Moree in Flood in March 2021, Sascha Estens
“The volume accessed by northern irrigators through floodplain harvesting, is often highly contentious because it is not required to be measured in NSW”.
“Depending on the day and who is claiming to speak with authority on the matter, it has been suggested that even in droughts the north can take between 2,000,000ML and 4,000,000ML. This is impossible, practically and mathematically”.
“You cannot push a square peg into a round hole, it just cannot happen. We cannot floodplain harvest during a drought when rivers are not even flowing, and we do not have the storage capacity to take that much water even when it does flood.” she said.

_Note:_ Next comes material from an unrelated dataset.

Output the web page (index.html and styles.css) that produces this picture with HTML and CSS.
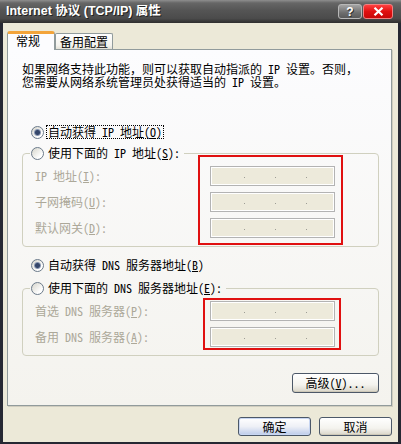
FILE: index.html
```html
<!DOCTYPE html>
<html>
<head>
  <meta charset="utf-8"/>
  <title>Internet 协议 (TCP/IP) 属性</title>
  <link rel="stylesheet" href="styles.css">
</head>
<body>
  <div class="window">
    <div class="titlebar">
      <span class="title">Internet 协议 (TCP/IP) 属性</span>
      <div class="caption-buttons">
        <span class="cap-btn help">?</span>
        <span class="cap-btn close">
          <svg width="11" height="9" viewBox="0 0 11 9"><path d="M1.5 0.8 L9.5 8.2 M9.5 0.8 L1.5 8.2" stroke="#fff" stroke-width="2.2" fill="none"/></svg>
        </span>
      </div>
    </div>

    <div class="client">
      <div class="tabs">
        <div class="tab active">常规</div>
        <div class="tab">备用配置</div>
      </div>

      <div class="panel">
        <p class="intro">如果网络支持此功能，则可以获取自动指派的 IP 设置。否则，<br>您需要从网络系统管理员处获得适当的 IP 设置。</p>

        <div class="radio-row first">
          <span class="radio checked"></span>
          <span class="radio-text focus">自动获得 IP 地址(<u>O</u>)</span>
        </div>

        <fieldset class="group">
          <legend class="radio-row">
            <span class="radio"></span>
            <span class="radio-text">使用下面的 IP 地址(<u>S</u>):</span>
          </legend>
          <div class="fields">
            <div class="labels">
              <span>IP 地址(<u>I</u>):</span>
              <span>子网掩码(<u>U</u>):</span>
              <span>默认网关(<u>D</u>):</span>
            </div>
            <div class="inputs">
              <div class="ip-box"><i></i><i></i><i></i></div>
              <div class="ip-box"><i></i><i></i><i></i></div>
              <div class="ip-box"><i></i><i></i><i></i></div>
              <div class="mark mark-ip"></div>
            </div>
          </div>
        </fieldset>

        <div class="radio-row dns-auto">
          <span class="radio checked"></span>
          <span class="radio-text">自动获得 DNS 服务器地址(<u>B</u>)</span>
        </div>

        <fieldset class="group dns">
          <legend class="radio-row">
            <span class="radio"></span>
            <span class="radio-text">使用下面的 DNS 服务器地址(<u>E</u>):</span>
          </legend>
          <div class="fields">
            <div class="labels">
              <span>首选 DNS 服务器(<u>P</u>):</span>
              <span>备用 DNS 服务器(<u>A</u>):</span>
            </div>
            <div class="inputs">
              <div class="ip-box"><i></i><i></i><i></i></div>
              <div class="ip-box"><i></i><i></i><i></i></div>
              <div class="mark mark-dns"></div>
            </div>
          </div>
        </fieldset>

        <div class="advanced-row">
          <button class="btn advanced">高级(<u>V</u>)...</button>
        </div>
      </div>

      <div class="dialog-buttons">
        <button class="btn default">确定</button>
        <button class="btn">取消</button>
      </div>
    </div>
  </div>
</body>
</html>
```

FILE: styles.css
```css
body {
  margin: 0;
  font-family: "Noto Sans Mono CJK SC", "Noto Sans CJK SC", sans-serif;
  font-size: 12px;
  color: #000;
}
.window {
  width: 401px;
  height: 444px;
  background: #262833;
  display: flex;
  flex-direction: column;
}
.titlebar {
  height: 23px;
  display: flex;
  align-items: center;
  justify-content: space-between;
  padding: 0 8px 0 6px;
  background: linear-gradient(#8e8e8e 0, #666 3px, #555 45%, #4b4b4b 80%, #2e2e2e 100%);
}
.title {
  font-family: "Liberation Sans", "Noto Sans CJK SC", sans-serif;
  font-weight: bold;
  font-size: 12.5px;
  color: #fff;
  text-shadow: 1px 1px 0 #222;
  line-height: 16px;
  margin-top: -1px;
}
.caption-buttons {
  display: flex;
  gap: 1px;
  align-self: flex-start;
  margin-top: 4px;
}
.cap-btn {
  height: 15px;
  border-radius: 3px;
  display: flex;
  align-items: center;
  justify-content: center;
  color: #fff;
  font-family: "Liberation Sans", sans-serif;
  font-weight: bold;
  font-size: 12px;
  box-sizing: border-box;
}
.help {
  width: 24px;
  border: 1px solid #b8b8b8;
  background: linear-gradient(#a4a4a4, #6e6e6e 60%, #5a5a5a);
  text-shadow: 1px 1px 0 #333;
}
.close {
  width: 30px;
  border: 1px solid #f08080;
  background: linear-gradient(#ff4040, #e01010 50%, #c80808);
}

.client {
  flex: 1;
  margin: 0 3px 2px 3px;
  background: #ece9d8;
  padding: 8px 6px 0 4px;
}
.tabs {
  display: flex;
  align-items: flex-end;
  height: 18px;
}
.tab {
  box-sizing: border-box;
  height: 16px;
  padding: 0 4px;
  border: 1px solid #919b9c;
  border-bottom: none;
  border-radius: 2px 2px 0 0;
  background: linear-gradient(#fefefe, #f4f3ee 75%, #e3e1d6);
  line-height: 15px;
  white-space: nowrap;
}
.tab.active {
  position: relative;
  z-index: 1;
  height: 19px;
  margin-bottom: -1px;
  padding: 0 14px 0 8px;
  background: #fcfcfe;
  border-top: 3px solid #f3a43a;
  border-radius: 3px 3px 0 0;
  line-height: 14px;
}

.panel {
  border: 1px solid #919b9c;
  background: linear-gradient(#fcfcfe, #f4f3ee);
  box-shadow: 1px 1px 0 #d0cdbf;
  padding: 12px 12px 12px 14px;
}
.intro {
  margin: 0;
  line-height: 13px;
  white-space: nowrap;
}
.radio-row {
  display: flex;
  align-items: center;
  height: 14px;
  padding-left: 9px;
  white-space: nowrap;
}
.radio-row.first {
  margin-top: 37px;
}
.radio-row.dns-auto {
  margin-top: 11px;
}
.radio {
  box-sizing: border-box;
  width: 13px;
  height: 13px;
  border-radius: 50%;
  border: 1px solid #6b7a8a;
  background: linear-gradient(135deg, #d6d5cc, #fff 75%);
  flex: none;
}
.radio.checked {
  background: radial-gradient(circle, #34466a 0, #34466a 2px, #8a98b2 3px, transparent 4px),
              linear-gradient(135deg, #d6d5cc, #fff 75%);
}
.radio-text {
  margin-left: 3px;
  padding: 0 1px;
  line-height: 12px;
}
.radio-text.focus {
  outline: 1px dotted #000;
}

.group {
  margin: 7px 0 0;
  padding: 0;
  border: 1px solid #d0d0bf;
  border-radius: 4px;
}
.group legend {
  margin-left: 7px;
  padding: 0 3px 0 1px;
}
.group.dns {
  margin-top: 9px;
}
.fields {
  display: flex;
  padding: 6px 43px 8px 12px;
}
.labels {
  flex: 1;
  display: flex;
  flex-direction: column;
  gap: 6px;
  color: #aca899;
  white-space: nowrap;
}
.labels span {
  line-height: 20px;
}
.inputs {
  position: relative;
  width: 125px;
  display: flex;
  flex-direction: column;
  gap: 6px;
}
.ip-box {
  box-sizing: border-box;
  height: 20px;
  border: 1px solid #b3b3b3;
  box-shadow: inset 0 0 0 1px #fff;
  background: #edeadb;
  display: flex;
  align-items: flex-end;
  gap: 30px;
  padding: 0 0 7px 33px;
}
.ip-box i {
  width: 1px;
  height: 1px;
  background: #9d9d95;
}
.mark {
  position: absolute;
  border: 2px solid #e01010;
}
.mark-ip {
  top: -11px;
  left: -12px;
  right: -8px;
  bottom: -7px;
}
.mark-dns {
  top: -3px;
  left: -7px;
  right: -6px;
  bottom: -3px;
}

.advanced-row {
  display: flex;
  justify-content: flex-end;
  margin-top: 17px;
}
.btn {
  box-sizing: border-box;
  width: 73px;
  height: 19px;
  padding: 0;
  font-family: inherit;
  font-size: 12px;
  color: #000;
  border: 1px solid #4c5868;
  border-radius: 3px;
  background: linear-gradient(#fff, #f4f3ee 60%, #d9d5c8);
  box-shadow: inset 0 -1px 0 #cdc8b8;
  line-height: 16px;
}
.btn.advanced {
  width: 87px;
  height: 20px;
}
.btn.default {
  background: linear-gradient(#fff, #eef0f6 50%, #bccbea);
  box-shadow: inset 0 0 0 1px #c8d6f2;
}
.dialog-buttons {
  display: flex;
  justify-content: flex-end;
  gap: 8px;
  margin-top: 11px;
}
```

“The Gwydir Valley, the most developed of the NSW northern basin has been surveyed multiple times and makes up 42% of the 1,292,000 ML on-farm storage across the Northern Basin”.
“Our members did not fill these storages completely during the flood with only floodwater, let alone twice as claimed. Instead, many have been taking supplementary water, which has been continuously available until recently”.
“Interestingly the speculation over the vast volumes of take which was presented in many submissions and in the media before the public hearings, has not be repeated by witnesses to-date” she said.
“With many these mistruths blown out of the water and some stakeholders refusing to accept the real facts. Those destined to undermine this process have fallen back on highly nuanced and often contradictory arguments on what is the long-term legal limit and disputes on modelling results”.
“The analysis being used to support the claim that NSW is trying to update Cap without due process during this inquiry is not correct, nor is the claim that Cap is being increased.”
* These two scenarios, compare the cap conditions across the same climatic sequence. This is a like for like comparison.
**This scenario is the HFP updated model run but extended to include new climate information. Exempt and non-exempt rainfall runoff is combined.
“The analysis used to make the claims, isn’t even comparing apples with apples” said Mrs Lowien.
“If you remove floodplain harvesting and rainfall runoff from model 1 but include those diversions in model 2, and then compare the change - you are always going get a discrepancy but that is not how limits are assessed”.
“You must compare like for like, between the models” she said.
Mrs Lowien explained an update to the Murray Darling Basin Plan Baseline Diversion Limits will be required for some valleys, using the process afforded all Basin states in the Basin Plan.
“If floodplain harvesting is licensed, NSW can present the final updated models to the Murray Dalring Basin Authority, where they are then scrutinised and that may result in updated information for the Basin Plan, just like what’s happened with other Basin states” she said.
“It’s important we utilise the best information we can to make good decisions. This was recognised when each valley wide extraction limit was defined, and processes were established to update them” she said.
“That means the 46,000ML/year number being used as “the limit” for floodplain harvesting is also not correct. With new evidence it can be updated and this is the exact process NSW is undertaking with Australian Government funding” she said.
Mrs Lowien said the organisation was forced, to regularly to address mis-truths like these”.
“Good information informs good debate and better decisions”.
“We established a dedicated webpage to try and address these key misconceptions using publicly reported and researched data, backed up by evidence.” she said.